The request:
Copy out, from the entries below, each line holding the string "index".

-- start --

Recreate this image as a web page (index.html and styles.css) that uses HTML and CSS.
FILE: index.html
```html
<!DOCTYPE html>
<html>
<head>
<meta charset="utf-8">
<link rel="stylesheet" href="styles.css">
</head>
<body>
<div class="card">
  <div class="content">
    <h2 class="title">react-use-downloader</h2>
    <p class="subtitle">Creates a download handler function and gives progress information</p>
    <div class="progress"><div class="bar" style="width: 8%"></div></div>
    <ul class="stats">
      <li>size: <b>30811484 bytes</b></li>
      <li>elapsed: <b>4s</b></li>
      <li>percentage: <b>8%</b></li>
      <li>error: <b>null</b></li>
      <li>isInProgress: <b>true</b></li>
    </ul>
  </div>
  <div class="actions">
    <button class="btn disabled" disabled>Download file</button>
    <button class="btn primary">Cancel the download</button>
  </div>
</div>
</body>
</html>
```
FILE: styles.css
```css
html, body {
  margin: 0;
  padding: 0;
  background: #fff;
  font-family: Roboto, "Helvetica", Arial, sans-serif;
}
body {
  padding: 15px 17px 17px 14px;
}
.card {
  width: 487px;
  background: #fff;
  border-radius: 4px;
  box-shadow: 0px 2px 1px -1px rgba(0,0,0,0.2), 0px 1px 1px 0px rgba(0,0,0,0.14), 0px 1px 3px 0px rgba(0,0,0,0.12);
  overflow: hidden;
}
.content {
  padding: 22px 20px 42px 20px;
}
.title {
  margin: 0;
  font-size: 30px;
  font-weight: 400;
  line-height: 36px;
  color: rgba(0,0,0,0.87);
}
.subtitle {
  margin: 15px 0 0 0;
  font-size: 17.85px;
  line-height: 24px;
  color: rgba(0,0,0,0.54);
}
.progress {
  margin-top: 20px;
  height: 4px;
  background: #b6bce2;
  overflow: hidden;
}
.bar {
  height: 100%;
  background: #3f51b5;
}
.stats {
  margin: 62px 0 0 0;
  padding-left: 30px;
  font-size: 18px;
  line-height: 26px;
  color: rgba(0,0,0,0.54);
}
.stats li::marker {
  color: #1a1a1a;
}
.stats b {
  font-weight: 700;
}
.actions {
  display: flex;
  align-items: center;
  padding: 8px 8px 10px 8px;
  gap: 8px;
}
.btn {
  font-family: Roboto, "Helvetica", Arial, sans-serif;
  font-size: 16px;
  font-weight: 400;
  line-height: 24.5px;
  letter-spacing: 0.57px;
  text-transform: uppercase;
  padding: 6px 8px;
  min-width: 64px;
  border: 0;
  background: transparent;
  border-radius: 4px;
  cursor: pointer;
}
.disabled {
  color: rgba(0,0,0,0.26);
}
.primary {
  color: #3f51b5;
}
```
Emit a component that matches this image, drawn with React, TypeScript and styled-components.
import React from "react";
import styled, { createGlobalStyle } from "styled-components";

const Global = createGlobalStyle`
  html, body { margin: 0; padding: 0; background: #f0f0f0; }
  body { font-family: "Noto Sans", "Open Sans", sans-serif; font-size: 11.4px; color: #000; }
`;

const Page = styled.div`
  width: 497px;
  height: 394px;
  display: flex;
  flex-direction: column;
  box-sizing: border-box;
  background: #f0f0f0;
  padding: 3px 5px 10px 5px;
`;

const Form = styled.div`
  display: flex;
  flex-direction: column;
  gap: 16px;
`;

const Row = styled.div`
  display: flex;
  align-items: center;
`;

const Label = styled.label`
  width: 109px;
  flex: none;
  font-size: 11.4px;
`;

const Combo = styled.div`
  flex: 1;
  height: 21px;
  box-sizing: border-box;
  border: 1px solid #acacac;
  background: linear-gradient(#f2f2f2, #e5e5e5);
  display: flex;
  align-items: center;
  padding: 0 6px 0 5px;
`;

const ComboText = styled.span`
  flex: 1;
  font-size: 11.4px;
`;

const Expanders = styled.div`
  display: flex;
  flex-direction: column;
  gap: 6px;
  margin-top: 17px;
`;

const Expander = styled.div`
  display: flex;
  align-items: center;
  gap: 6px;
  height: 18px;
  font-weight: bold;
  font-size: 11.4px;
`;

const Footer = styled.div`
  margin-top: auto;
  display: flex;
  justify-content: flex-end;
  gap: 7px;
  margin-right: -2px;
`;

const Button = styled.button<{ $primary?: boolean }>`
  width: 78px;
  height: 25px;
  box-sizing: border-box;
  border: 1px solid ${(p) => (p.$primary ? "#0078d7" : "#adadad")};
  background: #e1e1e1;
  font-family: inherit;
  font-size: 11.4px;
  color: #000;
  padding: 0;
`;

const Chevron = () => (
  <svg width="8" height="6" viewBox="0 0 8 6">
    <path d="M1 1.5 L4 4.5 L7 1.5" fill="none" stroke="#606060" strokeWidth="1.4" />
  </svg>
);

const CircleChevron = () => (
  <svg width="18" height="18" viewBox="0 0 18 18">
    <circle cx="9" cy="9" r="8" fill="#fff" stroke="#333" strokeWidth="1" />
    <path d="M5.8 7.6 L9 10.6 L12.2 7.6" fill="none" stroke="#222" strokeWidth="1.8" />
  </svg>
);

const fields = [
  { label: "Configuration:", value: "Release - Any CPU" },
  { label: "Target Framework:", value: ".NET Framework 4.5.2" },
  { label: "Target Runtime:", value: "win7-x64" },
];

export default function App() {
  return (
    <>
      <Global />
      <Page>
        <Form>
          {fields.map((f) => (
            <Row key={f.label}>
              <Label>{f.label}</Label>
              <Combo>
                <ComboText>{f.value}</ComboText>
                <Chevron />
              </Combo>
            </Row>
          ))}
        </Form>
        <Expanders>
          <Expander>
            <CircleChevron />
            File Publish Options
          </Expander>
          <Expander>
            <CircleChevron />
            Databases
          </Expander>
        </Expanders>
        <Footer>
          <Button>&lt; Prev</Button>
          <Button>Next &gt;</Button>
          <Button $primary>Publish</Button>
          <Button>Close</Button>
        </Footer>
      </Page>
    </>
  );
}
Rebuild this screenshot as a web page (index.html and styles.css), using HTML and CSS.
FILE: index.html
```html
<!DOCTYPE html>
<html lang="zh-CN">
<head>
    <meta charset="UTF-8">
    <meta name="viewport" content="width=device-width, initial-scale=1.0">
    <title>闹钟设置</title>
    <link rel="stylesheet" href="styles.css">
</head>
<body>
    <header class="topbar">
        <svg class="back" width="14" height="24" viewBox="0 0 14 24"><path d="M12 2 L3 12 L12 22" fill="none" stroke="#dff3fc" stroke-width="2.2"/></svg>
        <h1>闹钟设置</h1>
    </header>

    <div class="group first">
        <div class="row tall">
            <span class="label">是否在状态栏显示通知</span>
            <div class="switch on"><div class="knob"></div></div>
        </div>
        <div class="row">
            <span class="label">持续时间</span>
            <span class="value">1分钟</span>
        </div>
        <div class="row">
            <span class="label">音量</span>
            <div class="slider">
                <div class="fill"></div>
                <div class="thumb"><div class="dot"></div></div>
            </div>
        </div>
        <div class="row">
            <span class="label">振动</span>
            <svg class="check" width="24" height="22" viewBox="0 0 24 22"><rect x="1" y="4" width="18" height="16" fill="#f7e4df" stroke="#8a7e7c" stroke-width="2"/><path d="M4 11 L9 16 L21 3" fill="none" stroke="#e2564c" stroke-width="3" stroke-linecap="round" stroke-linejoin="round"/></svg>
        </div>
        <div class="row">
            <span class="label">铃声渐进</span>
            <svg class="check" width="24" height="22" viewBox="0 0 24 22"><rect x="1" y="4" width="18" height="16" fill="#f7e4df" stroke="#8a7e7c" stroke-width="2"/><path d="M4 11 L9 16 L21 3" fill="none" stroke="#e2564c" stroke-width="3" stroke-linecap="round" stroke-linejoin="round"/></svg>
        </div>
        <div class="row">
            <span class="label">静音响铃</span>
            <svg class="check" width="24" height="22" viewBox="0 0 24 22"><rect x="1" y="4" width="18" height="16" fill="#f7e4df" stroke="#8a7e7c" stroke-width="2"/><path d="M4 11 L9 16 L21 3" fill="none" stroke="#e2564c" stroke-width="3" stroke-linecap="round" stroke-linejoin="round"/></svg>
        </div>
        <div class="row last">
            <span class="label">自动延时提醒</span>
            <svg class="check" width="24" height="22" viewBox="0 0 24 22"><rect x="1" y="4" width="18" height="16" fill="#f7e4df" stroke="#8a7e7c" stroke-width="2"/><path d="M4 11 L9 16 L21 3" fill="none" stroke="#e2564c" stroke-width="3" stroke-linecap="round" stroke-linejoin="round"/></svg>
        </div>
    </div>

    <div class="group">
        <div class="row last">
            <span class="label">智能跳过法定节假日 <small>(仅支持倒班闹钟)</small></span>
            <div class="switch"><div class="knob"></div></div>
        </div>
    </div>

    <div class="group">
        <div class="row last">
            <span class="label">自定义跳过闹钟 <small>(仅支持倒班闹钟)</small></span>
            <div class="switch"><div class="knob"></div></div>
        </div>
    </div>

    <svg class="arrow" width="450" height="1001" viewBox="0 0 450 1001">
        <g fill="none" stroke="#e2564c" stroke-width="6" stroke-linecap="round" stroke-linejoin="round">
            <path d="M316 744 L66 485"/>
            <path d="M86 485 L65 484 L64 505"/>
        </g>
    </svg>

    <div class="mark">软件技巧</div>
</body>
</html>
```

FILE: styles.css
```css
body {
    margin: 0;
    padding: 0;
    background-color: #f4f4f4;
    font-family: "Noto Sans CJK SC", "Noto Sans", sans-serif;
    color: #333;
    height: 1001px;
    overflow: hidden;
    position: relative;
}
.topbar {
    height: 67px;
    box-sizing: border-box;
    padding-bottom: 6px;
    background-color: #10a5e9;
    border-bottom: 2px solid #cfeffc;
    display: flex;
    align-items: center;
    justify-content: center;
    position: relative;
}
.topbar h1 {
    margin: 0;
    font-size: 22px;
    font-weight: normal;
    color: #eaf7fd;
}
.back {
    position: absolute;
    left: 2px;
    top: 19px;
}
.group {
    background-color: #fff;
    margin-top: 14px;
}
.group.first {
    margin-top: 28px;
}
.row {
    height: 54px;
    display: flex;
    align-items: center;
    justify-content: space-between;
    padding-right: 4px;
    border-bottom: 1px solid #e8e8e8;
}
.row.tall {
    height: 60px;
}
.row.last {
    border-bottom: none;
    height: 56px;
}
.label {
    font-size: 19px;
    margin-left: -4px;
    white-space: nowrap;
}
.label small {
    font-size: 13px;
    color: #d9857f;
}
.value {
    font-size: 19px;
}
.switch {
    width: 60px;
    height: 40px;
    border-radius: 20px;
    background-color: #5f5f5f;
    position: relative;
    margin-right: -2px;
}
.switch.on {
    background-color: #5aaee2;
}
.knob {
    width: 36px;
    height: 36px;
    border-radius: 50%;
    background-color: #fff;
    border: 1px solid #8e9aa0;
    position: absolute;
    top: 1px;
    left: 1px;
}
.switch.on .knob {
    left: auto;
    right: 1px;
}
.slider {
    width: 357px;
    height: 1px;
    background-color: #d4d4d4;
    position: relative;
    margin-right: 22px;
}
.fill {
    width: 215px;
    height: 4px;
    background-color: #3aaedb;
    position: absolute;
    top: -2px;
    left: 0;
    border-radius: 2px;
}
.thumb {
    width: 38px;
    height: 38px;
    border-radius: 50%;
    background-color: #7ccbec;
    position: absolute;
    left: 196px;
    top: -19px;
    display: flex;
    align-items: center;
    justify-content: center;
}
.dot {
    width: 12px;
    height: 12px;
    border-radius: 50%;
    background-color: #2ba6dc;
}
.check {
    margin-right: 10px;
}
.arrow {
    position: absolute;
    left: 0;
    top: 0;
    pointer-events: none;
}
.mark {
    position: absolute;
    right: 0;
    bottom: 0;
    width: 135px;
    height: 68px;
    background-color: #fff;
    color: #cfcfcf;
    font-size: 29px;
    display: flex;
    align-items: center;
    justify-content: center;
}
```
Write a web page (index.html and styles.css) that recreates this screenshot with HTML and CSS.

-- end --

Written answer:
Recreate this image as a web page (index.html and styles.css) that uses HTML and CSS.
FILE: index.html
Rebuild this screenshot as a web page (index.html and styles.css), using HTML and CSS.
FILE: index.html
Write a web page (index.html and styles.css) that recreates this screenshot with HTML and CSS.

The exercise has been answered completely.